Que reste-t-il de ses lignes ? L’incertitude de demain. Maintenant cette identité “nègre” semble reconnue, qu’est que nous en faisons nous les négrions ? Scander partout « I am proud to be black like God ». Condition Noire. Pour faire honneur au vieux, ce n’est pas répéter sans cesse je suis noir. C’est de prouver au monde ce dont nous sommes utiles, même pas parce qu’on a rien a prouver, mais être. Il a fallu des gens pour dire nous existons. Il faut maintenant des gens pour dire au monde qu’Aime n’avait pas tort quand il clamait haut et fort la reconnaissance de l’identité NEGRE. C’est comme si ce mot n’est plus dans le dictionnaire. En tout cas ma machine le souligne toujours comme n’étant pas dans le dico. A nous d’écrire le cahier d’avancer vers la terre promise.

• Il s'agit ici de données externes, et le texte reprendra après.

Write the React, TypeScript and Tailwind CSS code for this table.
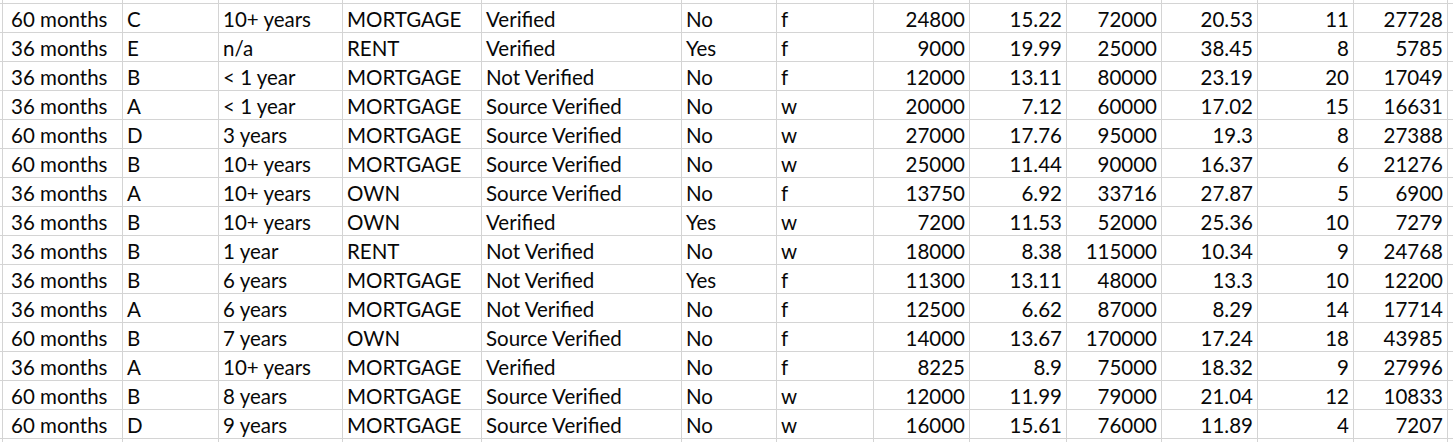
import React from 'react';

const rows: string[][] = [
  ['60 months', 'C', '10+ years', 'MORTGAGE', 'Verified', 'No', 'f', '24800', '15.22', '72000', '20.53', '11', '27728'],
  ['36 months', 'E', 'n/a', 'RENT', 'Verified', 'Yes', 'f', '9000', '19.99', '25000', '38.45', '8', '5785'],
  ['36 months', 'B', '< 1 year', 'MORTGAGE', 'Not Verified', 'No', 'f', '12000', '13.11', '80000', '23.19', '20', '17049'],
  ['36 months', 'A', '< 1 year', 'MORTGAGE', 'Source Verified', 'No', 'w', '20000', '7.12', '60000', '17.02', '15', '16631'],
  ['60 months', 'D', '3 years', 'MORTGAGE', 'Source Verified', 'No', 'w', '27000', '17.76', '95000', '19.3', '8', '27388'],
  ['60 months', 'B', '10+ years', 'MORTGAGE', 'Source Verified', 'No', 'w', '25000', '11.44', '90000', '16.37', '6', '21276'],
  ['36 months', 'A', '10+ years', 'OWN', 'Source Verified', 'No', 'f', '13750', '6.92', '33716', '27.87', '5', '6900'],
  ['36 months', 'B', '10+ years', 'OWN', 'Verified', 'Yes', 'w', '7200', '11.53', '52000', '25.36', '10', '7279'],
  ['36 months', 'B', '1 year', 'RENT', 'Not Verified', 'No', 'w', '18000', '8.38', '115000', '10.34', '9', '24768'],
  ['36 months', 'B', '6 years', 'MORTGAGE', 'Not Verified', 'Yes', 'f', '11300', '13.11', '48000', '13.3', '10', '12200'],
  ['36 months', 'A', '6 years', 'MORTGAGE', 'Not Verified', 'No', 'f', '12500', '6.62', '87000', '8.29', '14', '17714'],
  ['60 months', 'B', '7 years', 'OWN', 'Source Verified', 'No', 'f', '14000', '13.67', '170000', '17.24', '18', '43985'],
  ['36 months', 'A', '10+ years', 'MORTGAGE', 'Verified', 'No', 'f', '8225', '8.9', '75000', '18.32', '9', '27996'],
  ['60 months', 'B', '8 years', 'MORTGAGE', 'Source Verified', 'No', 'w', '12000', '11.99', '79000', '21.04', '12', '10833'],
  ['60 months', 'D', '9 years', 'MORTGAGE', 'Source Verified', 'No', 'w', '16000', '15.61', '76000', '11.89', '4', '7207'],
];

const cols =
  'grid-cols-[3px_120px_96px_124px_139px_200px_95px_97px_96px_97px_95px_96px_96px_94px_1fr]';

// edge slivers: part of the neighbouring rows / columns that peek in
const EdgeRow = ({ h, last }: { h: string; last?: boolean }) => (
  <>
    {Array.from({ length: 15 }).map((_, i) => (
      <div
        key={i}
        className={`${h} ${i < 14 ? 'border-r' : ''} ${last ? '' : 'border-b'} border-[#d4d4d4]`}
      />
    ))}
  </>
);

const App = () => {
  return (
    <div
      className="w-[1453px] h-[442px] overflow-hidden bg-white text-[#080808]"
      style={{ fontFamily: 'Lato, "Open Sans", sans-serif' }}
    >
      <div className={`grid ${cols}`}>
        <EdgeRow h="h-[4px]" />
        {rows.map((row, r) => (
          <React.Fragment key={r}>
            <div className="h-[29px] border-r border-b border-[#d4d4d4]" />
            {row.map((cell, c) => (
              <div
                key={c}
                className={`h-[29px] border-r border-b border-[#d4d4d4] flex items-end pb-[2px] text-[20.5px] leading-[21px] whitespace-nowrap overflow-hidden ${
                  c < 7 ? 'justify-start' : 'justify-end pr-[4px]'
                } ${c === 0 ? 'pl-[8px]' : c < 7 ? 'pl-[4px]' : ''}`}
              >
                {cell}
              </div>
            ))}
            <div className="h-[29px] border-b border-[#d4d4d4]" />
          </React.Fragment>
        ))}
        <EdgeRow h="h-[3px]" last />
      </div>
    </div>
  );
};

export default App;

Beaucoup reste à faire encore dans la lutte pour l’acceptation de cette couleur noire comme couleur d’une peau humaine au même titre que les autres couleurs auxquelles elle n’a rien à envier. Je suis parmi les meilleurs de mon université dans un monde multicolore ou les limites raciales sont en traits épais tracées. C’est ça être nègre au sens de Césaire. Cette fois-ci la lutte ne résidera pas dans les mots mais dans l’action. Il y a déjà eu les mots du grand Nègre Césaire. A nous négrions d’y joindre l’action. Cette nouvelle forme d’affirmation de notre humanité sera le plus beau cadeau que nous pourrons faire au Vieux, nous le déposerons chaque 1 Novembre sur sa tombe.